最近は政治ブログのようになって来ました。世を憂う日々。悪くなっていく社会にひと言。

37歳で医者になった僕~「医者である以上、患者に信頼されるよう努力すべきだと思うんです」

2012年04月11日 | 職業ドラマ
 理想と現実。
 組織と個人。
 このテーマは、さまざまな形で描かれてきた。
 主人公は理想を抱き、利益優先・機能重視の組織と戦う。

 紺野祐太(草なぎ剛)もそんな主人公達のうちのひとり。
 先輩医師や医学部教授に異論を唱えたり、プライドを傷つけたりすれば、自分の将来はなくなる。
 早く一人前の医者にならなければ、葛城すず(ミムラ)と結婚して、幸せにしてあげることも出来ない。
 そのため、祐太は悩むが、最後には理想を貫く。

 何だかんだ言ったって、人間、最終的には自分がかわいいのである。
 今回の患者・多田守のことだって、口から物を食べられなくなっても、自分には痛くもかゆくもない。
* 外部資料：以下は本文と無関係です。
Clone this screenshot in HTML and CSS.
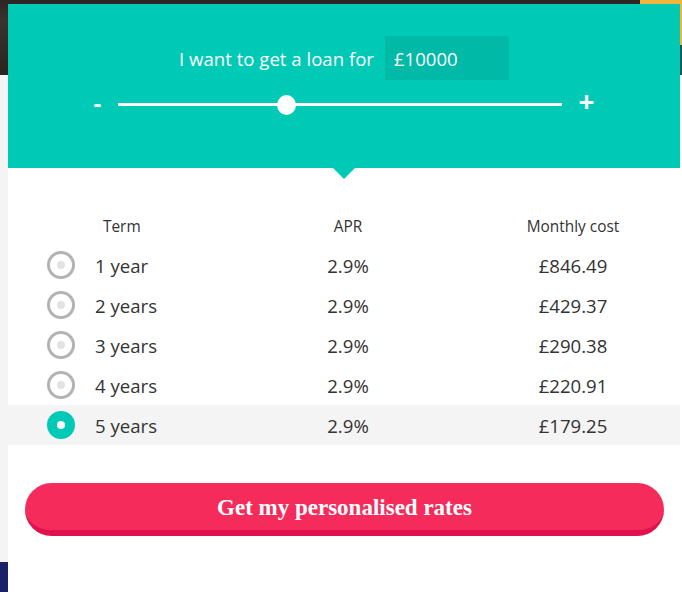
FILE: index.html
```html
<!DOCTYPE html>
<html lang="en">
<head>
<meta charset="utf-8">
<title>Loan calculator</title>
<link rel="stylesheet" href="styles.css">
</head>
<body>
<div class="page">
  <div class="card">
    <section class="loan">
      <div class="loan-row">
        <label class="loan-label" for="amount">I want to get a loan for</label>
        <div class="amount" id="amount">£10000</div>
      </div>
      <div class="slider-row">
        <span class="step minus">-</span>
        <div class="track"><span class="thumb"></span></div>
        <span class="step plus">+</span>
      </div>
    </section>

    <div class="rates">
      <div class="rate-row head">
        <div class="cell term-head">Term</div>
        <div class="cell center">APR</div>
        <div class="cell center cost">Monthly cost</div>
      </div>
      <div class="rate-row">
        <div class="cell term"><span class="radio"></span>1 year</div>
        <div class="cell center">2.9%</div>
        <div class="cell center cost">£846.49</div>
      </div>
      <div class="rate-row">
        <div class="cell term"><span class="radio"></span>2 years</div>
        <div class="cell center">2.9%</div>
        <div class="cell center cost">£429.37</div>
      </div>
      <div class="rate-row">
        <div class="cell term"><span class="radio"></span>3 years</div>
        <div class="cell center">2.9%</div>
        <div class="cell center cost">£290.38</div>
      </div>
      <div class="rate-row">
        <div class="cell term"><span class="radio"></span>4 years</div>
        <div class="cell center">2.9%</div>
        <div class="cell center cost">£220.91</div>
      </div>
      <div class="rate-row selected">
        <div class="cell term"><span class="radio on"></span>5 years</div>
        <div class="cell center">2.9%</div>
        <div class="cell center cost">£179.25</div>
      </div>
    </div>

    <div class="cta-wrap">
      <button class="cta" type="button">Get my personalised rates</button>
    </div>
  </div>
</div>
</body>
</html>
```

FILE: styles.css
```css
html, body {
  margin: 0;
  padding: 0;
  height: 100%;
  overflow: hidden;
}

body {
  font-family: "Open Sans", "Liberation Sans", sans-serif;
  color: #333;
}

.page {
  height: 592px;
  box-sizing: border-box;
  padding: 4px 2px 0 8px;
  background:
    linear-gradient(#f3b43c, #f3b43c) right top / 2px 45px no-repeat,
    linear-gradient(#0f5a55, #0f5a55) right 45px / 2px 30px no-repeat,
    linear-gradient(#ffffff, #ffffff) right 75px / 2px 100% no-repeat,
    linear-gradient(#f3b43c, #f3b43c) right top / 42px 4px no-repeat,
    linear-gradient(to bottom, #2c2622 0, #3a322c 20px, #2a2420 75px, #f4f4f4 75px, #f4f4f4 562px, #1b2166 562px);
}

.card {
  background: #fff;
  height: 100%;
  display: flex;
  flex-direction: column;
}

/* top teal section */
.loan {
  position: relative;
  background: #00c9b5;
  height: 164px;
  box-sizing: border-box;
  padding-top: 32px;
  display: flex;
  flex-direction: column;
  align-items: center;
}

.loan::after {
  content: "";
  position: absolute;
  left: 50%;
  bottom: -11px;
  margin-left: -11px;
  border-left: 11px solid transparent;
  border-right: 11px solid transparent;
  border-top: 11px solid #00c9b5;
}

.loan-row {
  display: flex;
  align-items: center;
  gap: 11px;
  color: #fff;
  font-size: 18.6px;
}

.amount {
  width: 124px;
  height: 44px;
  box-sizing: border-box;
  padding-left: 9px;
  background: #00b9a6;
  display: flex;
  align-items: center;
}

.slider-row {
  display: flex;
  align-items: center;
  margin-top: 13px;
  height: 22px;
}

.step {
  color: #fff;
  font-weight: 700;
  line-height: 1;
}

.minus {
  font-size: 24px;
  width: 10px;
  margin-right: 15px;
  position: relative;
  top: -1px;
}

.plus {
  font-size: 28px;
  margin-left: 16px;
  position: relative;
  top: -3px;
}

.track {
  position: relative;
  width: 444px;
  height: 3px;
  background: #fff;
}

.thumb {
  position: absolute;
  left: 159px;
  top: -8px;
  width: 19px;
  height: 20px;
  border-radius: 50%;
  background: #fff;
}

/* table */
.rates {
  padding-top: 40px;
}

.rate-row {
  display: grid;
  grid-template-columns: 226px 228px 1fr;
  align-items: center;
  height: 40px;
  font-size: 18.6px;
}

.rate-row.head {
  height: 38px;
  font-size: 15.4px;
  margin-top: -1px;
}

.rate-row.selected {
  background: #f4f4f4;
}

.cell.center {
  text-align: center;
}

.cell.cost {
  padding-left: 4px;
}

.term-head {
  padding-left: 95px;
}

.term {
  display: flex;
  align-items: center;
  padding-left: 39px;
  gap: 20px;
}

.radio {
  width: 28px;
  height: 28px;
  box-sizing: border-box;
  border: 3px solid #b3b3b3;
  border-radius: 50%;
  background: #fff;
  display: flex;
  align-items: center;
  justify-content: center;
}

.radio::after {
  content: "";
  width: 8px;
  height: 8px;
  border-radius: 50%;
  background: #e2e2e2;
}

.radio.on {
  border-color: #00c9b5;
  background: #00c9b5;
}

.radio.on::after {
  background: #fff;
}

/* CTA */
.cta-wrap {
  padding: 38px 16px 0 17px;
}

.cta {
  display: block;
  width: 100%;
  height: 53px;
  box-sizing: border-box;
  border: 0;
  border-bottom: 6px solid #e0124d;
  border-radius: 27px;
  background: #f52c5b;
  color: #fff;
  font-family: "Liberation Serif", "DejaVu Serif", serif;
  font-weight: 700;
  font-size: 23px;
  letter-spacing: 0;
  padding: 2px 0 0;
  cursor: pointer;
}
```
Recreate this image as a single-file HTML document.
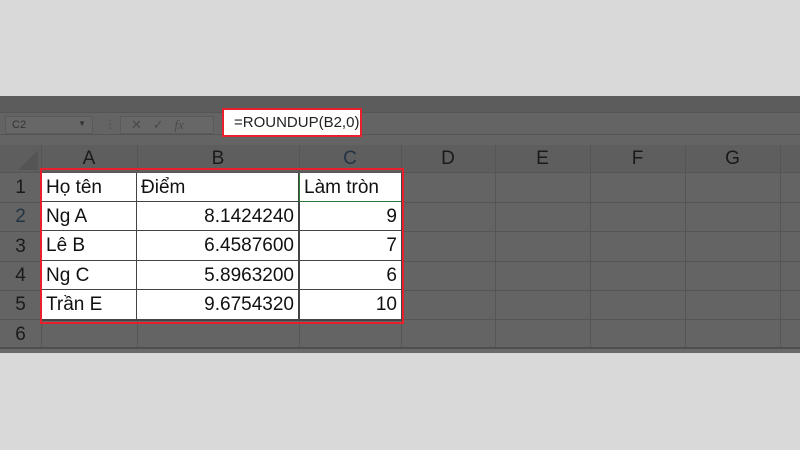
<!DOCTYPE html><html><head><style>
body{margin:0;width:800px;height:450px;background:#d9d9d9;position:relative;overflow:hidden;font-family:"Liberation Sans",sans-serif}
div{position:absolute;box-sizing:border-box}
.hl{color:#1a1a1a;font-size:19px;text-align:center}
.c{background:#fff;font-size:19px;color:#111;line-height:29px;padding:0 4px}
.r{text-align:right}
.vl{width:1px;background:#555;top:145px;height:203px}
.hz{height:1px;background:#555;left:0;width:800px}
</style></head><body>
<div style="left:0;top:96px;width:800px;height:257px;background:#646464"></div>
<div style="left:0;top:96px;width:800px;height:16px;background:#5c5c5c"></div>
<div style="left:0;top:112px;width:800px;height:1px;background:#555"></div>
<div style="left:0;top:134px;width:800px;height:1px;background:#555"></div>
<div style="left:0;top:145px;width:800px;height:27px;background:#5e5e5e"></div>
<div style="left:5px;top:116px;width:88px;height:18px;border:1px solid #5a5a5a;background:#676767;font-size:11px;color:#333;padding:2px 6px">C2<span style="position:absolute;right:6px;font-size:8px">▼</span></div>
<div style="left:104px;top:117px;font-size:12px;color:#4a4a4a">⋮</div>
<div style="left:120px;top:116px;width:94px;height:18px;border:1px solid #5a5a5a;background:#676767;font-size:13px;color:#4a4a4a;padding:0 10px">✕ &nbsp;&nbsp;✓ &nbsp;&nbsp;<i style="font-family:'Liberation Serif'">fx</i></div>
<div style="left:18px;top:150px;width:0;height:0;border-left:20px solid transparent;border-bottom:20px solid #555"></div>
<div class="hl" style="left:41px;top:148px;width:96px">A</div>
<div class="hl" style="left:137px;top:148px;width:162px">B</div>
<div class="hl" style="left:299px;top:148px;width:102px;color:#234">C</div>
<div class="hl" style="left:401px;top:148px;width:94px">D</div>
<div class="hl" style="left:495px;top:148px;width:95px">E</div>
<div class="hl" style="left:590px;top:148px;width:95px">F</div>
<div class="hl" style="left:685px;top:148px;width:95px">G</div>
<div class="vl" style="left:41px"></div><div class="vl" style="left:137px"></div><div class="vl" style="left:299px"></div><div class="vl" style="left:401px"></div><div class="vl" style="left:495px"></div><div class="vl" style="left:590px"></div><div class="vl" style="left:685px"></div><div class="vl" style="left:780px"></div>
<div class="hz" style="top:172px"></div><div class="hz" style="top:202px"></div><div class="hz" style="top:231px"></div><div class="hz" style="top:261px"></div><div class="hz" style="top:290px"></div><div class="hz" style="top:319px"></div><div class="hz" style="top:347px;background:#4e4e4e;height:2px"></div>
<div style="left:0;top:349px;width:800px;height:4px;background:#6a6a6a"></div>
<div class="hl" style="left:0;top:177px;width:41px">1</div>
<div class="hl" style="left:0;top:206px;width:41px;color:#234">2</div>
<div class="hl" style="left:0;top:236px;width:41px">3</div>
<div class="hl" style="left:0;top:265px;width:41px">4</div>
<div class="hl" style="left:0;top:294px;width:41px">5</div>
<div class="hl" style="left:0;top:324px;width:41px">6</div>
<div style="left:42px;top:173px;width:360px;height:148px;background:#444"></div>
<div class="c" style="left:42px;top:173px;width:94px;height:28px">Họ tên</div>
<div class="c" style="left:137px;top:173px;width:161px;height:28px">Điểm</div>
<div class="c" style="left:299px;top:173px;width:102px;height:29px;border-left:1px solid #2b7a3b;border-bottom:1px solid #2b7a3b;padding-left:4px">Làm tròn</div>
<div class="c" style="left:42px;top:202px;width:94px;height:28px">Ng A</div>
<div class="c r" style="left:137px;top:202px;width:161px;height:28px">8.1424240</div>
<div class="c r" style="left:300px;top:202px;width:101px;height:28px">9</div>
<div class="c" style="left:42px;top:231px;width:94px;height:29px">Lê B</div>
<div class="c r" style="left:137px;top:231px;width:161px;height:29px">6.4587600</div>
<div class="c r" style="left:300px;top:231px;width:101px;height:29px">7</div>
<div class="c" style="left:42px;top:261px;width:94px;height:28px">Ng C</div>
<div class="c r" style="left:137px;top:261px;width:161px;height:28px">5.8963200</div>
<div class="c r" style="left:300px;top:261px;width:101px;height:28px">6</div>
<div class="c" style="left:42px;top:290px;width:94px;height:29px">Trần E</div>
<div class="c r" style="left:137px;top:290px;width:161px;height:29px">9.6754320</div>
<div class="c r" style="left:300px;top:290px;width:101px;height:29px">10</div>
<div style="left:40px;top:168px;width:364px;height:156px;border:2px solid #e8202a"></div>
<div style="left:222px;top:108px;width:140px;height:29px;background:#fff;border:2px solid #e8202a;font-size:15px;color:#222;padding:4px 10px">=ROUNDUP(B2,0)</div>
</body></html>
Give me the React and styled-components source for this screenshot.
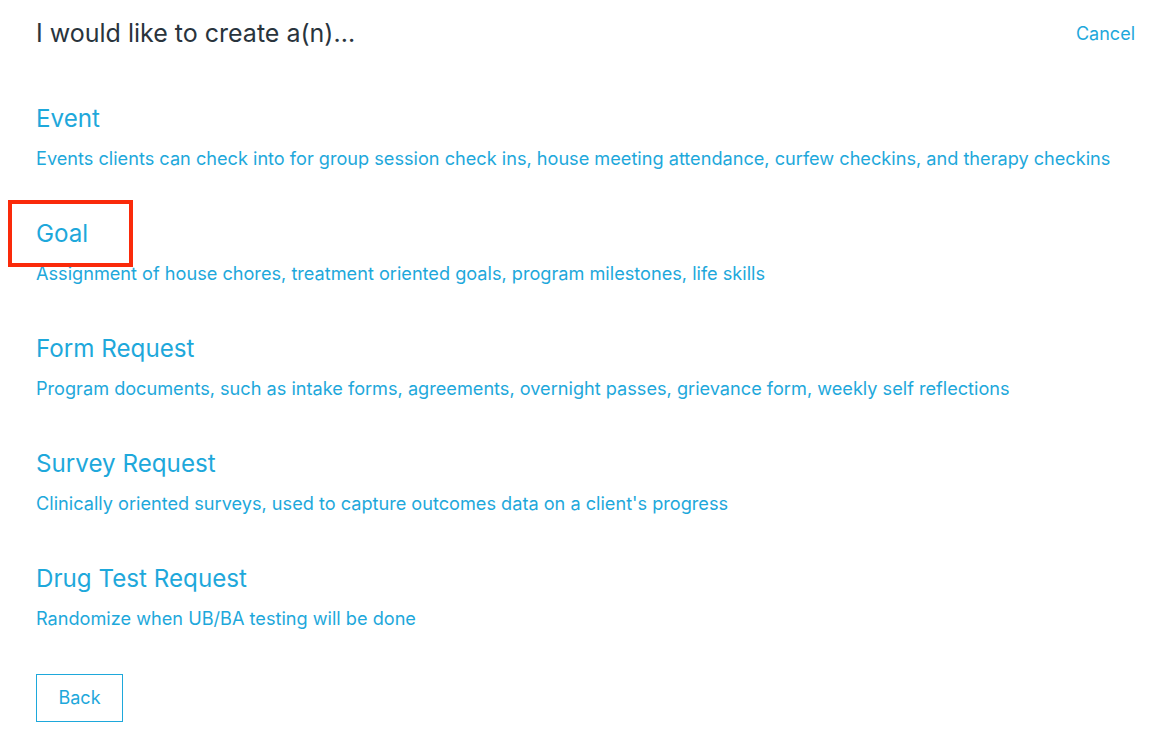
import React from "react";
import styled, { createGlobalStyle } from "styled-components";

const GlobalStyle = createGlobalStyle`
  body {
    margin: 0;
    background: #ffffff;
    font-family: Inter, "Noto Sans", sans-serif;
  }
`;

const options = [
  {
    title: "Event",
    text: "Events clients can check into for group session check ins, house meeting attendance, curfew checkins, and therapy checkins",
  },
  {
    title: "Goal",
    text: "Assignment of house chores, treatment oriented goals, program milestones, life skills",
    marked: true,
  },
  {
    title: "Form Request",
    text: "Program documents, such as intake forms, agreements, overnight passes, grievance form, weekly self reflections",
  },
  {
    title: "Survey Request",
    text: "Clinically oriented surveys, used to capture outcomes data on a client's progress",
  },
  {
    title: "Drug Test Request",
    text: "Randomize when UB/BA testing will be done",
  },
];

function App() {
  return (
    <Page>
      <GlobalStyle />
      <Header>
        <Title>I would like to create a(n)...</Title>
        <Cancel href="#">Cancel</Cancel>
      </Header>
      <List>
        {options.map((o) => (
          <Option key={o.title}>
            <OptionTitle>
              {o.title}
              {o.marked && <Highlight />}
            </OptionTitle>
            <OptionText>{o.text}</OptionText>
          </Option>
        ))}
      </List>
      <BackButton>Back</BackButton>
    </Page>
  );
}

export default App;

const Page = styled.div`
  padding: 17px 33px 0 36px;
  color: #1ea8db;
`;

const Header = styled.div`
  display: flex;
  justify-content: space-between;
  align-items: center;
`;

const Title = styled.h1`
  margin: 0;
  font-size: 25px;
  font-weight: 400;
  color: #29343d;
  line-height: 32px;
`;

const Cancel = styled.a`
  color: #1ea8db;
  text-decoration: none;
  font-size: 18px;
`;

const List = styled.div`
  display: flex;
  flex-direction: column;
  gap: 49.5px;
  margin-top: 55px;
`;

const Option = styled.div`
  display: flex;
  flex-direction: column;
  gap: 11.5px;
  cursor: pointer;
`;

const OptionTitle = styled.div`
  position: relative;
  font-size: 24.2px;
  line-height: 30px;
`;

const Highlight = styled.span`
  position: absolute;
  left: -28px;
  top: -19px;
  width: 117px;
  height: 59px;
  border: 4px solid #fa2a0a;
`;

const OptionText = styled.div`
  font-size: 18.15px;
  line-height: 24px;
`;

const BackButton = styled.button`
  margin-top: 44px;
  width: 87px;
  height: 48px;
  background: #fff;
  border: 1.5px solid #1ea8db;
  color: #1ea8db;
  font-family: inherit;
  font-size: 18px;
  cursor: pointer;
`;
多田の命が失われるわけじゃないし。
 それよりも大事なのは、自分の将来だ。
 今は多田に申し訳ない気持ちを抱いても、いずれは忘れて何でもなくなってしまうだろう。
 それでも祐太は自分の理想を貫き通す。

 典型的な主人公ですね。
 祐太のような人物はドラマの世界だから成り立つわけで、現実ではたちまち地方病院に飛ばされてしまうような気がしますが。
 だから、早くも最終回のことを考えてしまいますが、最終回で祐太は地方の病院で働いていてほしいですね。
 それがリアリズム。
 その時の祐太のそばには、沢村瑞希(水川あさみ)がいてもいい。

 キャラクターとして面白いのは、沢村瑞希と森下和明(田辺誠一)ですね。
 瑞希は祐太のような理想の持ち主だが、現実的に生きようとしている。
 もっと他の治療方法の可能性があるのに佐伯教授(松平健)に反論しようとしないし、「セカンドオピニオンという方法もあるのにそれもせず、医者に指示を委ねた時点で患者の負け」と自分に言い聞かせている。
 このグレーゾーンというか、白(理想主義者)でありながら黒(現実主義者)のふりをしている所が、キャラクターとして魅力的。
 それは森下も同じ。
 「佐伯教授にたてついてはいけない」と教授側の人間を演じていながら、陰で祐太を支え、助ける。
 こういうキャラクターはカッコよくて、おいしい。

 ドラマとしては、ていねいに作られていて好感が持てるが、既存の医療ドラマの枠を出ていない気がする。
 あとは草剛さんの持っている雰囲気やキャラクターが、<医療ドラマ>に遭遇して、どのような化学反応を起こすかでしょうね。